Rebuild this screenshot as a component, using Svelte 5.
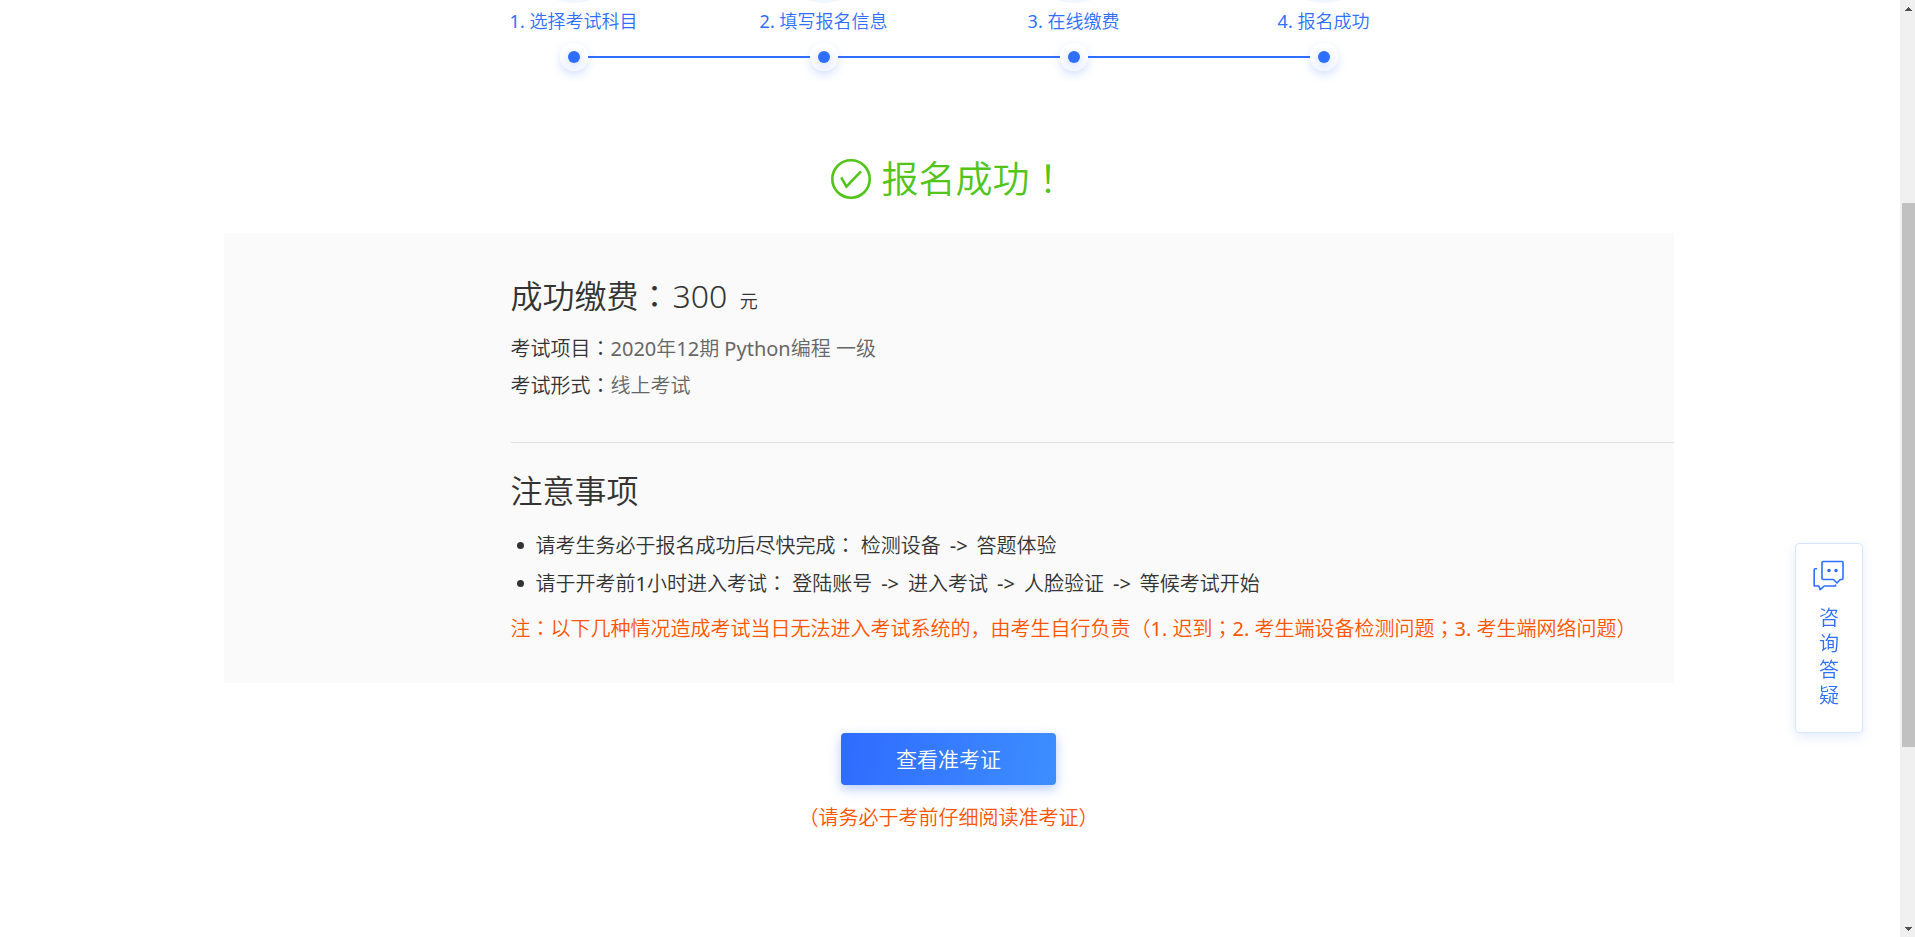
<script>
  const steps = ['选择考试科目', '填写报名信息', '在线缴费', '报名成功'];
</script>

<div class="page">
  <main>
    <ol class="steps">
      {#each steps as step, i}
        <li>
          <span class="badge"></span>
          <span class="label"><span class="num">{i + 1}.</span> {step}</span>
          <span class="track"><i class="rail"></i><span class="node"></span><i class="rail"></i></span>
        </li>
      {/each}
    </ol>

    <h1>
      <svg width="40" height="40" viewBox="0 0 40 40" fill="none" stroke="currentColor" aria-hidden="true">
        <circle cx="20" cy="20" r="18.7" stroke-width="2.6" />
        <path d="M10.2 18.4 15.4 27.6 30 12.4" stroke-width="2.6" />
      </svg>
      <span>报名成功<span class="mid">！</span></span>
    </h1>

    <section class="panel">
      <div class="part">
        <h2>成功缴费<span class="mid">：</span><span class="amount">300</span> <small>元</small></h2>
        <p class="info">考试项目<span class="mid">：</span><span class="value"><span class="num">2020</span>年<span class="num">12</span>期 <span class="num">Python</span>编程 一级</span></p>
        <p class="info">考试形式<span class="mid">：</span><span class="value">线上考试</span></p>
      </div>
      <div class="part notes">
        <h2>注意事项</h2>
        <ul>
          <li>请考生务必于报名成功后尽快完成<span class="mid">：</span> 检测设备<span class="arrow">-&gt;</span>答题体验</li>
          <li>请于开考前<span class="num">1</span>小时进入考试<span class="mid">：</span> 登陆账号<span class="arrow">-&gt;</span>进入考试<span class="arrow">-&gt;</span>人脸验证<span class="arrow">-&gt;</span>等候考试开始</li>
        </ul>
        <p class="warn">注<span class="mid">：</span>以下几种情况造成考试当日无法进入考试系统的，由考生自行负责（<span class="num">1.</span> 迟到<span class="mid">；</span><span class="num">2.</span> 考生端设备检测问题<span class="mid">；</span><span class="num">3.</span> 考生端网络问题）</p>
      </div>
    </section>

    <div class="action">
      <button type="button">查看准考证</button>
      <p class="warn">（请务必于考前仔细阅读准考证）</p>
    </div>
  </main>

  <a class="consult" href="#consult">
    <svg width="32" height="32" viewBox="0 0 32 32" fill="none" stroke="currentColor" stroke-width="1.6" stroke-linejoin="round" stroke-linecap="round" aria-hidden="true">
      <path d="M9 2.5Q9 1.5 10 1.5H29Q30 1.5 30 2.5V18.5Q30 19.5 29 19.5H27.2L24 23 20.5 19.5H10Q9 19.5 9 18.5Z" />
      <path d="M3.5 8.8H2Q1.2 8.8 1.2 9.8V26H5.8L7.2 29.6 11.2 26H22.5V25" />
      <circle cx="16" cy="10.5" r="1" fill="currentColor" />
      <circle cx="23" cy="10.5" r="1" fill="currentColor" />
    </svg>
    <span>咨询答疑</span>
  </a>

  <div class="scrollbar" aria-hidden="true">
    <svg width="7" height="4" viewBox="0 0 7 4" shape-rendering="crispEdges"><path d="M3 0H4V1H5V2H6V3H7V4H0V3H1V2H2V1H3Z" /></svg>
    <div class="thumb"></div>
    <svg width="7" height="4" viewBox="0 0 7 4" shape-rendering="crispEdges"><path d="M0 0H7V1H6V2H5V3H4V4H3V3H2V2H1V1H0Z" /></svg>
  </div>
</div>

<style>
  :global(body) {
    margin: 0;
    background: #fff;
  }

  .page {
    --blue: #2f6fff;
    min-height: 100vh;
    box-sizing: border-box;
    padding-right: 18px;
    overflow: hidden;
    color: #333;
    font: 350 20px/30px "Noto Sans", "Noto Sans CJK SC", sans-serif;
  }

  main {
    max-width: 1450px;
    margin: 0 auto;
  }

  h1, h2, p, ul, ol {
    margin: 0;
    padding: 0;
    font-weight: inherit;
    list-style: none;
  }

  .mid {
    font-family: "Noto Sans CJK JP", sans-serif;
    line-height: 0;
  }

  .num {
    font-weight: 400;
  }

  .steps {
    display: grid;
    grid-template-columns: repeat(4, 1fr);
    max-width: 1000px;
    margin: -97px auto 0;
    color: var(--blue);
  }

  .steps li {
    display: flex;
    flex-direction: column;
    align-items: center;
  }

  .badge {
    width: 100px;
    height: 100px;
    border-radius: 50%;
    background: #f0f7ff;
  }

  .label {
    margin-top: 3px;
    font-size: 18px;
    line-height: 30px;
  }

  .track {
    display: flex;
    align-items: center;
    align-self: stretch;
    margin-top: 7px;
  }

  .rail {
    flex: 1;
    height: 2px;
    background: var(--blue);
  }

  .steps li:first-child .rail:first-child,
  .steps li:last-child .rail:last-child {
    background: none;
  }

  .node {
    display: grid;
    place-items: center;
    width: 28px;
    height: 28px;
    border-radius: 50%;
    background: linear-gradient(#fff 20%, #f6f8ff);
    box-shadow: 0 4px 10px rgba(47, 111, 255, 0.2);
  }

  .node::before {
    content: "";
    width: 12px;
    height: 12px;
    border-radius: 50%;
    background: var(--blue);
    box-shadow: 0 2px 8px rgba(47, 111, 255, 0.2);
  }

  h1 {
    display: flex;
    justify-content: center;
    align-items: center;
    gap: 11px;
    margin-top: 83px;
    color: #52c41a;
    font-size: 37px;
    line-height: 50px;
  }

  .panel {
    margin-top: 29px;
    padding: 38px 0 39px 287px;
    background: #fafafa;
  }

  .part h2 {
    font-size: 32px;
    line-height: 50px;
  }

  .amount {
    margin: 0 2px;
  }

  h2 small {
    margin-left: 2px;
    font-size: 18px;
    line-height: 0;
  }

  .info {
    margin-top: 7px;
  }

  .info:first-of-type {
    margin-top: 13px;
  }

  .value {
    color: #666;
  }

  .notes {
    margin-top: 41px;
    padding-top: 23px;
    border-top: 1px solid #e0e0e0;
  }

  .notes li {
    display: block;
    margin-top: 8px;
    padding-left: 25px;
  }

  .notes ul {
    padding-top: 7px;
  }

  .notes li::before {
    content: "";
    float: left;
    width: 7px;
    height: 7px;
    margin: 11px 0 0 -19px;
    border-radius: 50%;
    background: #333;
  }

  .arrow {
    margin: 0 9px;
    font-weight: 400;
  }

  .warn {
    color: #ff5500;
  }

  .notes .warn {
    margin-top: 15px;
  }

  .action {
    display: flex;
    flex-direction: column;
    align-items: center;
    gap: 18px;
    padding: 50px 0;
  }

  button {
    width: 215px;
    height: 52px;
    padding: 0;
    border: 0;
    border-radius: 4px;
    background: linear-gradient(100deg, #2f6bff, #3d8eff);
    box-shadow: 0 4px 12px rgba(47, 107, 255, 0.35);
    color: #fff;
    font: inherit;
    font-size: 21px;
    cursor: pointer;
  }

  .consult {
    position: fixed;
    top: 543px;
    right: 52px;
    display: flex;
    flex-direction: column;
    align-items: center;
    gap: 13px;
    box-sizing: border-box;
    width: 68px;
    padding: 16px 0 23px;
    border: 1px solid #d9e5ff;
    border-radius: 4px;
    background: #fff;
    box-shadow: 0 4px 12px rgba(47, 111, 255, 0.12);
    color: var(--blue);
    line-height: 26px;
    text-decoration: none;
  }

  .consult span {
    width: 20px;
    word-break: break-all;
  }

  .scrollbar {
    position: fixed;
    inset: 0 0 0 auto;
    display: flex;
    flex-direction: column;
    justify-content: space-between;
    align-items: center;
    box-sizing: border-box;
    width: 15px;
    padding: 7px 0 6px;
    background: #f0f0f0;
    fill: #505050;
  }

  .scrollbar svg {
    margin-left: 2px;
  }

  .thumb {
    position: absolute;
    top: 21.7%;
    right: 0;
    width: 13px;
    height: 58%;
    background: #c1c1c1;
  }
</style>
-.-.-
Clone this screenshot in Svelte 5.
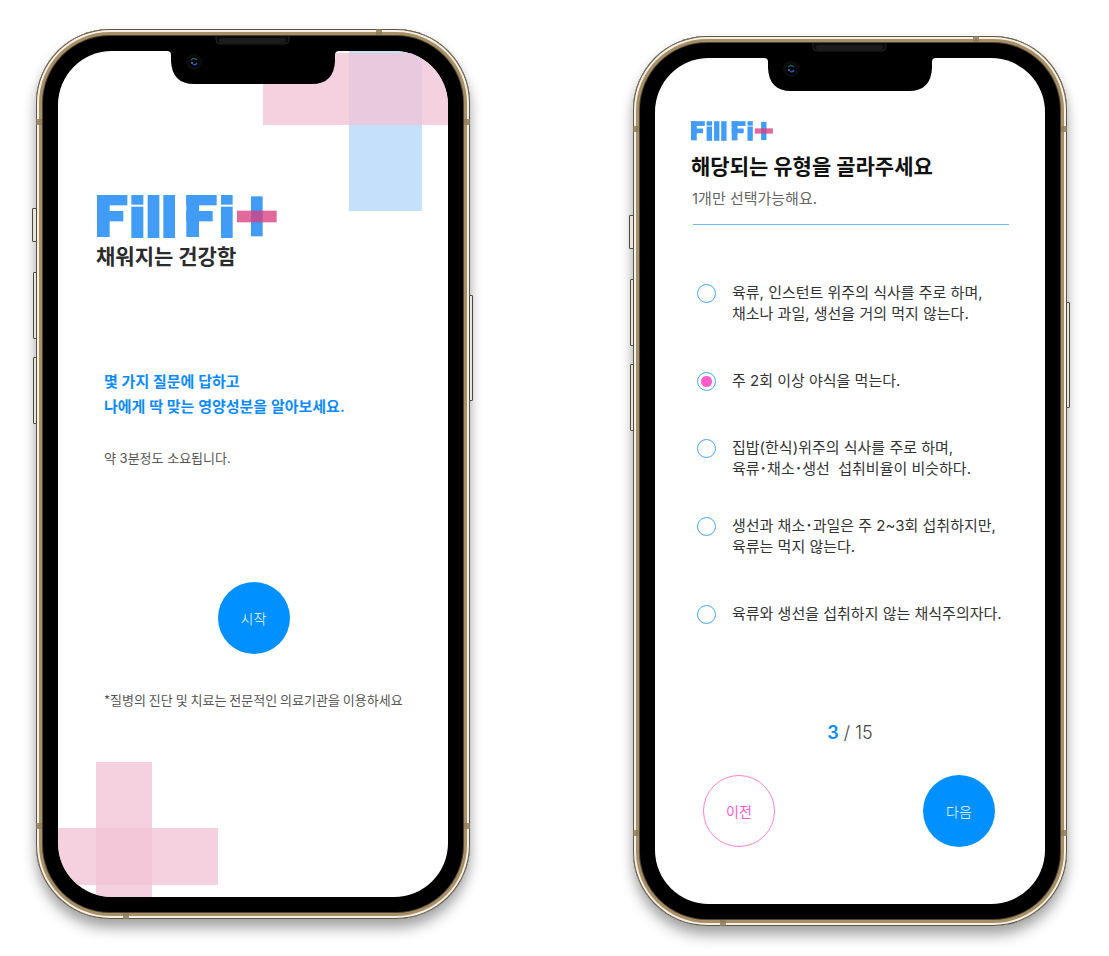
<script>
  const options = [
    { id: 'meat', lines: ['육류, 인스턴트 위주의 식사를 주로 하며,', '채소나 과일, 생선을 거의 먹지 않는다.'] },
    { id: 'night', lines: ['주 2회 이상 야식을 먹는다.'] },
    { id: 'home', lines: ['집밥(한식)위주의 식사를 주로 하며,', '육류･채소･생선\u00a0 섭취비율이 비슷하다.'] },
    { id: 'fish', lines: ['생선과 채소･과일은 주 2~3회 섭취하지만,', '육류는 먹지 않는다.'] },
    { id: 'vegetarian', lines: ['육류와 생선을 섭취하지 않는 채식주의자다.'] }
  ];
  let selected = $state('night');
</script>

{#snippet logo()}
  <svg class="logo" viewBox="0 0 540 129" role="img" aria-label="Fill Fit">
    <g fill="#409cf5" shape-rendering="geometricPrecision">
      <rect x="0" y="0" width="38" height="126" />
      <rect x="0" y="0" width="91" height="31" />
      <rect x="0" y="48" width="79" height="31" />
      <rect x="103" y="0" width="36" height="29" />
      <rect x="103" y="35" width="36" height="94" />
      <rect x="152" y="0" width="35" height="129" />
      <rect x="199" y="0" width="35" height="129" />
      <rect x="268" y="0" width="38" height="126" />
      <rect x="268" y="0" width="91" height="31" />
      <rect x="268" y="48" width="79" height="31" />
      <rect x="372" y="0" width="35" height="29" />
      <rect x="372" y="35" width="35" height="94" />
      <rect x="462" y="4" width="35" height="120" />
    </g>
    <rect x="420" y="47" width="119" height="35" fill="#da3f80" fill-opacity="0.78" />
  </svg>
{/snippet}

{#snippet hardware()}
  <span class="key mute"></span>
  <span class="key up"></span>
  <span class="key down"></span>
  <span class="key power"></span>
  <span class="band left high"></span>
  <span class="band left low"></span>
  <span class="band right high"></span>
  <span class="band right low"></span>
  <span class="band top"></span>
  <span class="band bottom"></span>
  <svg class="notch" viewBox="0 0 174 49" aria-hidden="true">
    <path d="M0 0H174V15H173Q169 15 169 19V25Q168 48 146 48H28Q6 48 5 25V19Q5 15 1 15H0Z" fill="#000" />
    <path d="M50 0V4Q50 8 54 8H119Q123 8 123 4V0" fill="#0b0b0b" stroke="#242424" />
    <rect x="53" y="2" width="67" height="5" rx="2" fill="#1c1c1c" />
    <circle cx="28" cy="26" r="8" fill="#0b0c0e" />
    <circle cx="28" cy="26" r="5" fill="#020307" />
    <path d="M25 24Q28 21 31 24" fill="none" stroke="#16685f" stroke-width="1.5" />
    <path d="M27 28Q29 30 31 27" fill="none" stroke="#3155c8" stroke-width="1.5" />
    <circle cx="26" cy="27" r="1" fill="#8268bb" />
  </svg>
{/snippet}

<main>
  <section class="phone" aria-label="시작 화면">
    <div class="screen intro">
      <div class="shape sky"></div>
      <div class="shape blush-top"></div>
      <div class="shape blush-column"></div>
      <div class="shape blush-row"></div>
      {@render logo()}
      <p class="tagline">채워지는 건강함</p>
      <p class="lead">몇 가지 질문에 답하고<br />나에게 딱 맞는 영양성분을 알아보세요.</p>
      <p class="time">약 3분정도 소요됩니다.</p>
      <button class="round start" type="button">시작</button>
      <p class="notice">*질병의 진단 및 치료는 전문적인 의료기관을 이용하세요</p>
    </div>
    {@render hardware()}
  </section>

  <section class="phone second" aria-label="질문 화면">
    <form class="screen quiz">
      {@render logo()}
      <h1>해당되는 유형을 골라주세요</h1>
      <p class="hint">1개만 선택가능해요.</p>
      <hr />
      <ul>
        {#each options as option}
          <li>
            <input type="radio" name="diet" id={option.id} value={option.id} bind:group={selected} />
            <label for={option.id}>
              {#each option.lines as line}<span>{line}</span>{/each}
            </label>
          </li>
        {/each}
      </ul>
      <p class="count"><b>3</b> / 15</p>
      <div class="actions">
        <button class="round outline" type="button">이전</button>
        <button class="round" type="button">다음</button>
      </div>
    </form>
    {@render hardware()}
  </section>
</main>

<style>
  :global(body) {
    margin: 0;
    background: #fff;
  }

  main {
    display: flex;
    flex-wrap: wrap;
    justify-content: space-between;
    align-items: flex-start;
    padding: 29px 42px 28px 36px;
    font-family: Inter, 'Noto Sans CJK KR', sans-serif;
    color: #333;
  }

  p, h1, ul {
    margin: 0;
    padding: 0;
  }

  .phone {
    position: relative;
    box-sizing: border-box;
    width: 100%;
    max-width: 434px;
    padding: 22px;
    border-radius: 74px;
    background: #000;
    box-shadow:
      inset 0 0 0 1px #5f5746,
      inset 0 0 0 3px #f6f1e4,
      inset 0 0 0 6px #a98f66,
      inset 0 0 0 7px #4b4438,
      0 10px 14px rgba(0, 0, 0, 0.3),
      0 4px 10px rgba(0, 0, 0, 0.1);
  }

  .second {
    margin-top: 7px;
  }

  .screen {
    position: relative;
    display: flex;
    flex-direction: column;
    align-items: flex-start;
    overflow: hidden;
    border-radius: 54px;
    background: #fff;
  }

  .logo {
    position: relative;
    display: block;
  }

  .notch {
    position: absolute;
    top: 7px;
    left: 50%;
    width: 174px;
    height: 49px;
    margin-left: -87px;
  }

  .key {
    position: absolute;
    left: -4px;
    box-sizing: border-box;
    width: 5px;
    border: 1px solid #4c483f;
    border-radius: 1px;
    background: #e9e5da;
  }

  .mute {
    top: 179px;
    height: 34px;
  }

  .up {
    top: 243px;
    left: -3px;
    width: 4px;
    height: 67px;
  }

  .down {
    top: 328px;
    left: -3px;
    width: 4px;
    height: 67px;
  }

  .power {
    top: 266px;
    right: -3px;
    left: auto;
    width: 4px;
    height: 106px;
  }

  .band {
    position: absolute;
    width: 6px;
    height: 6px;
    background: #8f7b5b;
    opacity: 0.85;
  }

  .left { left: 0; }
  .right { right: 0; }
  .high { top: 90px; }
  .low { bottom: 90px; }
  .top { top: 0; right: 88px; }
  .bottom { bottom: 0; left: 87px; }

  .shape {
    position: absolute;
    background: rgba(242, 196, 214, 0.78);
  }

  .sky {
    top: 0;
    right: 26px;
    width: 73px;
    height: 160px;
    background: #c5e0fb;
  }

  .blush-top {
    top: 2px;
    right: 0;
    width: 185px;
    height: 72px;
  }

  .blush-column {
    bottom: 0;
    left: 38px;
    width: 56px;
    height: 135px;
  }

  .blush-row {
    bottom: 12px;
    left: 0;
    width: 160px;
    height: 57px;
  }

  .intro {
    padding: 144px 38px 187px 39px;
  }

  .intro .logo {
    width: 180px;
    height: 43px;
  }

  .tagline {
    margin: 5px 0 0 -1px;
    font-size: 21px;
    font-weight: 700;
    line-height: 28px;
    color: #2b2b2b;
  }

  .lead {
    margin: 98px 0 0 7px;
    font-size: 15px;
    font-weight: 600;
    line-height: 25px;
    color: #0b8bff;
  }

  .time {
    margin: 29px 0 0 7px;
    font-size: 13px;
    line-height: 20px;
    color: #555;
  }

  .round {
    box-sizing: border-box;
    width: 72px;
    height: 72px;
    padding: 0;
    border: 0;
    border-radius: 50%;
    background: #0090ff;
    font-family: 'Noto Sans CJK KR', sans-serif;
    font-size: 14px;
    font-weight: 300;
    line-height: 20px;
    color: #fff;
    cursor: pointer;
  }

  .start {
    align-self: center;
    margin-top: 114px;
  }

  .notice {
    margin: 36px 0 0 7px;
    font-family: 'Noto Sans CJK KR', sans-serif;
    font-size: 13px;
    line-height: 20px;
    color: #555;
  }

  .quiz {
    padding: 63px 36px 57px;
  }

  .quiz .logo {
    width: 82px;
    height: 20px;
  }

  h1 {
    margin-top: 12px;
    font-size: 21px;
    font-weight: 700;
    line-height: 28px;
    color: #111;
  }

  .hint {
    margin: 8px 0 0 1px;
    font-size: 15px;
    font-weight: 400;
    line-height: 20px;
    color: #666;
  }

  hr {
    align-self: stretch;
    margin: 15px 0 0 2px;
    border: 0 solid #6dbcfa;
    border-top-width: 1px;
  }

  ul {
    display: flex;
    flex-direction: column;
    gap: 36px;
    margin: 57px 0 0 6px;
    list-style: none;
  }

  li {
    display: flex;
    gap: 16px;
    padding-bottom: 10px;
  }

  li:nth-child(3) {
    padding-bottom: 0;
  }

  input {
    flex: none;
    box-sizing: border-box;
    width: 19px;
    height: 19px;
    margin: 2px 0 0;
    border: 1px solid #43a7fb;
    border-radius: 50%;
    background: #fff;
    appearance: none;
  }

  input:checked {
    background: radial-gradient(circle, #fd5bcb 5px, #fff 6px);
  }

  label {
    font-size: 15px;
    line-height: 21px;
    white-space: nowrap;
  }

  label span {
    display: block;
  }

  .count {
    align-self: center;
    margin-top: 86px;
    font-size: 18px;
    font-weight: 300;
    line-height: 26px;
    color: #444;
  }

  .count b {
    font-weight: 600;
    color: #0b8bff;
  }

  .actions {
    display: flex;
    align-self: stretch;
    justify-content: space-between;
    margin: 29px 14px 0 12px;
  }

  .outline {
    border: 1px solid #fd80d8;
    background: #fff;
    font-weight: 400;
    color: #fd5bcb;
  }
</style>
-.-.-
WHAT IS BEING ASKED: Report each line in the preceding entries that holds the string "screenshot".

EXERCISE ANSWER:
Rebuild this screenshot as a component, using Svelte 5.
Clone this screenshot in Svelte 5.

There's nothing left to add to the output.